In “From Blue Whales to Earthworms, a Common Mechanism Gives Shape to Living Beings” (ScienceDaily, (Oct. 13, 2011), we learn how the embryo gets organized, hourby hour, in two days:
Very specific genes, known as “Hox,” are involved in this process. Responsible for the formation of limbs and the spinal column, they have a remarkable characteristic. “Hox genes are situated one exactly after the other on the DNA strand, in four groups. First the neck, then the thorax, then the lumbar, and so on,” explains Duboule. “This unique arrangement inevitably had to play a role.”
The process is astonishingly simple. In the embryo’s first moments, the Hox genes are dormant, packaged like a spool of wound yarn on the DNA. When the time is right, the strand begins to unwind. When the embryo begins to form the upper levels, the genes encoding the formation of cervical vertebrae come off the spool and become activated. Then it is the thoracic vertebrae’s turn, and so on down to the tailbone. The DNA strand acts a bit like an old-fashioned computer punchcard, delivering specific instructions as it progressively goes through the machine.

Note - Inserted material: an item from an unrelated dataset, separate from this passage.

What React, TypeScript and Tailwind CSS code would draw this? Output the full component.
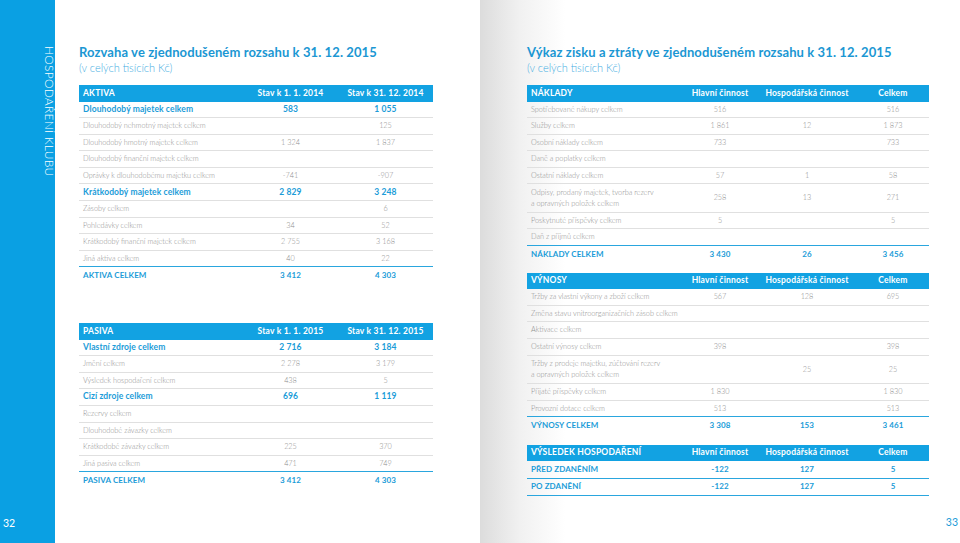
type Cell = string;

type RowProps = {
	cells: Cell[];
	cols: string;
	kind?: "head" | "bold" | "plain" | "total";
	line?: "gray" | "blue" | "none";
	size?: string;
};

const Row: React.FC<RowProps> = ({ cells, cols, kind = "plain", line = "gray", size = "h-[16.6px]" }) => {
	const base =
		kind === "head"
			? "bg-[#12a2e2] text-white font-bold text-[8.5px] tracking-[0.2px]"
			: kind === "bold"
				? "text-[#1b9cd8] font-bold text-[8.5px] tracking-[0.1px]"
				: kind === "total"
					? "text-[#1b9cd8] font-bold uppercase text-[8px] tracking-[0.1px]"
					: "text-[#8e8e8e] font-light text-[7.3px]";
	const border =
		kind === "head"
			? ""
			: line === "blue"
				? "border-b-[1.5px] border-[#2aa6de]"
				: line === "gray"
					? "border-b border-[#e0e0e0]"
					: "";
	return (
		<div className={`grid ${cols} items-center leading-[11.5px] ${base} ${border} ${size}`}>
			{cells.map((c, i) => (
				<div key={i} className={i === 0 ? "pl-[4px] whitespace-nowrap" : "text-center whitespace-nowrap"}>
					{c.split("\n").map((part, j) => (
						<div key={j}>{part}</div>
					))}
				</div>
			))}
		</div>
	);
};

const leftCols = "grid-cols-[1fr_95px_95px]";
const rightCols = "grid-cols-[1fr_74px_100px_72px]";

const Heading: React.FC<{ title: string }> = ({ title }) => (
	<div className="mb-[9px]">
		<h1 className="text-[13px] leading-[16px] font-bold tracking-[0.1px] text-[#1b97d3]">{title}</h1>
		<p className="text-[11px] leading-[16px] font-light text-[#3fade2]">(v celých tisících Kč)</p>
	</div>
);

export default function App() {
	return (
		<div className="flex w-[960px] h-[543px] overflow-hidden font-['Lato',sans-serif]">
			{/* left page */}
			<div className="flex w-[480px] h-full bg-white">
				<aside className="flex flex-col w-[55px] h-full bg-[#0aa0e3] text-white">
					<div className="mt-[46px] ml-[34px] [writing-mode:vertical-rl] text-[12px] font-light tracking-[0.25px] leading-none">
						HOSPODAŘENÍ KLUBU
					</div>
					<div className="mt-auto mb-[15px] ml-[3px] text-[10.5px] leading-none">32</div>
				</aside>
				<main className="pl-[24px] pt-[44px] w-[378px]">
					<Heading title="Rozvaha ve zjednodušeném rozsahu k 31. 12. 2015" />
					<div className="w-[354px]">
						<Row kind="head" size="h-[16.5px]" cols={leftCols} cells={["AKTIVA", "Stav k 1. 1. 2014", "Stav k 31. 12. 2014"]} />
						<Row kind="bold" cols={leftCols} cells={["Dlouhodobý majetek celkem", "583", "1 055"]} />
						<Row cols={leftCols} cells={["Dlouhodobý nehmotný majetek celkem", "", "125"]} />
						<Row cols={leftCols} cells={["Dlouhodobý hmotný majetek celkem", "1 324", "1 837"]} />
						<Row cols={leftCols} cells={["Dlouhodobý finanční majetek celkem", "", ""]} />
						<Row cols={leftCols} cells={["Oprávky k dlouhodobému majetku celkem", "-741", "-907"]} />
						<Row kind="bold" cols={leftCols} cells={["Krátkodobý majetek celkem", "2 829", "3 248"]} />
						<Row cols={leftCols} cells={["Zásoby celkem", "", "6"]} />
						<Row cols={leftCols} cells={["Pohledávky celkem", "34", "52"]} />
						<Row cols={leftCols} cells={["Krátkodobý finanční majetek celkem", "2 755", "3 168"]} />
						<Row cols={leftCols} line="blue" cells={["Jiná aktiva celkem", "40", "22"]} />
						<Row kind="total" cols={leftCols} line="none" cells={["AKTIVA CELKEM", "3 412", "4 303"]} />
					</div>
					<div className="w-[354px] mt-[39px]">
						<Row kind="head" size="h-[16.5px]" cols={leftCols} cells={["PASIVA", "Stav k 1. 1. 2015", "Stav k 31. 12. 2015"]} />
						<Row kind="bold" cols={leftCols} cells={["Vlastní zdroje celkem", "2 716", "3 184"]} />
						<Row cols={leftCols} cells={["Jmění celkem", "2 278", "3 179"]} />
						<Row cols={leftCols} cells={["Výsledek hospodaření celkem", "438", "5"]} />
						<Row kind="bold" cols={leftCols} cells={["Cizí zdroje celkem", "696", "1 119"]} />
						<Row cols={leftCols} cells={["Rezervy celkem", "", ""]} />
						<Row cols={leftCols} cells={["Dlouhodobé závazky celkem", "", ""]} />
						<Row cols={leftCols} cells={["Krátkodobé závazky celkem", "225", "370"]} />
						<Row cols={leftCols} line="blue" cells={["Jiná pasiva celkem", "471", "749"]} />
						<Row kind="total" cols={leftCols} line="none" cells={["PASIVA CELKEM", "3 412", "4 303"]} />
					</div>
				</main>
			</div>

			{/* right page */}
			<div className="relative flex w-[480px] h-full bg-[linear-gradient(to_right,#dcdcdc_0px,#f1f1f1_40px,#ffffff_85px)]">
				<main className="pl-[47px] pt-[44px]">
					<Heading title="Výkaz zisku a ztráty ve zjednodušeném rozsahu k 31. 12. 2015" />
					<div className="w-[402px]">
						<Row kind="head" size="h-[16.5px]" cols={rightCols} cells={["NÁKLADY", "Hlavní činnost", "Hospodářská činnost", "Celkem"]} />
						<Row cols={rightCols} cells={["Spotřebované nákupy celkem", "516", "", "516"]} />
						<Row cols={rightCols} cells={["Služby celkem", "1 861", "12", "1 873"]} />
						<Row cols={rightCols} cells={["Osobní náklady celkem", "733", "", "733"]} />
						<Row cols={rightCols} cells={["Daně a poplatky celkem", "", "", ""]} />
						<Row cols={rightCols} cells={["Ostatní náklady celkem", "57", "1", "58"]} />
						<Row size="h-[28.3px]" cols={rightCols} cells={["Odpisy, prodaný majetek, tvorba rezerv\na opravných položek celkem", "258", "13", "271"]} />
						<Row cols={rightCols} cells={["Poskytnuté příspěvky celkem", "5", "", "5"]} />
						<Row cols={rightCols} line="blue" cells={["Daň z příjmů celkem", "", "", ""]} />
						<Row kind="total" cols={rightCols} line="none" cells={["NÁKLADY CELKEM", "3 430", "26", "3 456"]} />
					</div>
					<div className="w-[402px] mt-[10px]">
						<Row kind="head" size="h-[16.7px]" cols={rightCols} cells={["VÝNOSY", "Hlavní činnost", "Hospodářská činnost", "Celkem"]} />
						<Row cols={rightCols} cells={["Tržby za vlastní výkony a zboží celkem", "567", "128", "695"]} />
						<Row cols={rightCols} cells={["Změna stavu vnitroorganizačních zásob celkem", "", "", ""]} />
						<Row cols={rightCols} cells={["Aktivace celkem", "", "", ""]} />
						<Row cols={rightCols} cells={["Ostatní výnosy celkem", "398", "", "398"]} />
						<Row size="h-[28.3px]" cols={rightCols} cells={["Tržby z prodeje majetku, zúčtování rezerv\na opravných položek celkem", "", "25", "25"]} />
						<Row cols={rightCols} cells={["Přijaté příspěvky celkem", "1 830", "", "1 830"]} />
						<Row cols={rightCols} line="blue" cells={["Provozní dotace celkem", "513", "", "513"]} />
						<Row kind="total" cols={rightCols} line="none" cells={["VÝNOSY CELKEM", "3 308", "153", "3 461"]} />
					</div>
					<div className="w-[402px] mt-[11px]">
						<Row kind="head" size="h-[16.7px]" cols={rightCols} cells={["VÝSLEDEK HOSPODAŘENÍ", "Hlavní činnost", "Hospodářská činnost", "Celkem"]} />
						<Row kind="total" size="h-[17.6px]" cols={rightCols} line="blue" cells={["PŘED ZDANĚNÍM", "-122", "127", "5"]} />
						<Row kind="total" size="h-[17px]" cols={rightCols} line="blue" cells={["PO ZDANĚNÍ", "-122", "127", "5"]} />
					</div>
				</main>
				<div className="absolute right-[2px] bottom-[16px] text-[10.5px] leading-none text-[#1b9cd8]">33</div>
			</div>
		</div>
	);
}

“A new gene comes out of the spool every ninety minutes, which corresponds to the time needed for a new layer of the embryo to be built,” explains Duboule. “It takes two days for the strand to completely unwind; this is the same time that’s needed for all the layers of the embryo to be completed.”
This system is the first “mechanical” clock ever discovered in genetics. And it explains why the system is so remarkably precise.
And just think, it all happened by natural selection acting on random mutations, … Well, let’s just say it would be illegal to introduce, in American or British schools, any kind of doubt that that’s the origin of the mechanism.
The Hox clock is a demonstration of the extraordinary complexity of evolution. One notable property of the mechanism is its extreme stability, explains Duboule. “Circadian or menstrual clocks involve complex chemistry. They can thus adapt to changing contexts, but in a general sense are fairly imprecise. The mechanism that we have discovered must be infinitely more stable and precise. Even the smallest change would end up leading to the emergence of a new species.”
Ah yes, there’s the ritual kowtow to Darwin (“who changed everything, greater than Copernicus” – E.O. Wilson), although in this case, the PR writers daren’t be explicit.
In reality, “Even the smallest change would end up leading to the … ” death of the embryo.